C’est pendant l’été de 1968 que je tombai amoureux et que mon père se noya. » Le livre de Charles Simmons abandonne ses ressorts les plus clinquants dès la première ligne et la houle qui d’emblée assaille la plage du cap Bone (où se déroule tout le livre) ne laisse aucune des traces mystérieuses qui augurent des récits à suspense. Les Locataires de l’été est écrit en pleine lumière et nous apprenons dès les premières pages à connaître et le père et l’amour. S’il convient d’insister sur cet aspect narratif, c’est que l’ouvrage ne prétend guère qu’à raconter. Fort bien écrit et pensé, mais sans audace particulière, Les Locataires de l’été est a priori un roman de pure distraction. Pourtant, il crée au fil des pages une sorte de torsion secondaire qui arrache le roman à son ordinaire ; cette impression demeure en retrait du simple plaisir de lecture, comme lorsqu’on croit déceler dans une peinture qui nous attire, une perspective étrange. L’impression n’est pas comme souvent de l’ordre du malaise ; plutôt de l’enchantement. Car il est probable que les personnages de ce livre soient exemplaires.

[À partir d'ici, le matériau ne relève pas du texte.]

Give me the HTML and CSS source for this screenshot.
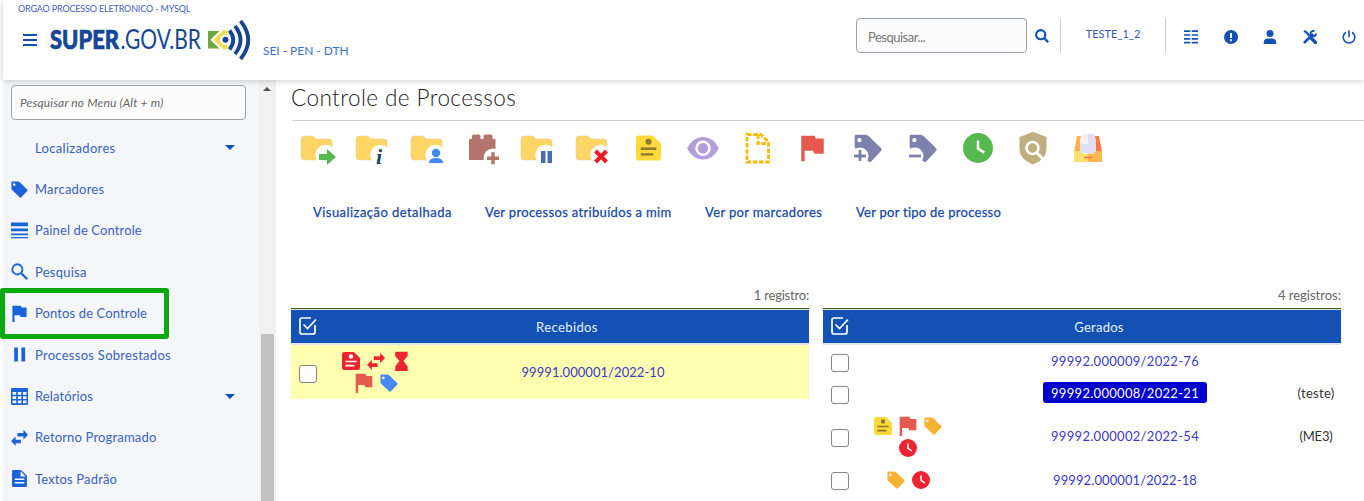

L’action se déroule donc le temps d’un été au bord de la mer. Michael, un adolescent de 15 ans, passe ses vacances dans la maison familiale en compagnie de ses parents et de son chien (ah, les rituels amoureux des chiens, seul vrai défaut de ce livre !). Cette année le pavillon secondaire est loué à Mrs Mertz et à sa fille Zina, lumineuse, bonne nageuse et photographe, de cinq ans plus âgée que Michael. Elle possède ces talents qui font tant défaut à l’adolescence, celui de ne pas être exclusive sans pour autant se dérober, de conserver le sens de la légèreté tout en mesurant la gravité des instants. Chaque personnage va ainsi apprendre de l’autre ce que son âge ne lui permet pas d’atteindre. Ils tiennent tous un bout du fil de la vie, sondant ainsi leurs liens et leur distance, dans cet horizon dénudé où l’ombre des êtres prend toutes son ampleur. « L’eau, le ciel, le sable. Multipliez cela par le jour et la nuit et cela ne fait toujours que six choses à regarder. » Il est probable que les sentiments peuvent se combiner comme les éléments, fusionner sous le poids des doutes. Ce presque huis clos auquel vont se joindre parfois des personnages secondaires et essentiels, conduit chacun des héros à mieux percevoir de quoi sont vraiment composés les sentiments qu’il subit. Car le drame qui peu à peu se noue n’est pas imputable à l’aveuglement d’un ou des protagonistes, pas le fait d’une vieille haine, d’une possessivité et c’est en ce sens que ces personnages sont exemplaires. Ils sont profondément à leur place et si les événements parfois tournent mal, c’est bien le fait de la vie. La seule leçon du livre est celle-ci : le désir abandonne chaque être toujours du même côté de l’amour. Au fond, tout est prévisible. C’est sans doute cette certitude qui a conduit l’auteur à ne pas user du suspense ; à tant révéler dès la première phrase.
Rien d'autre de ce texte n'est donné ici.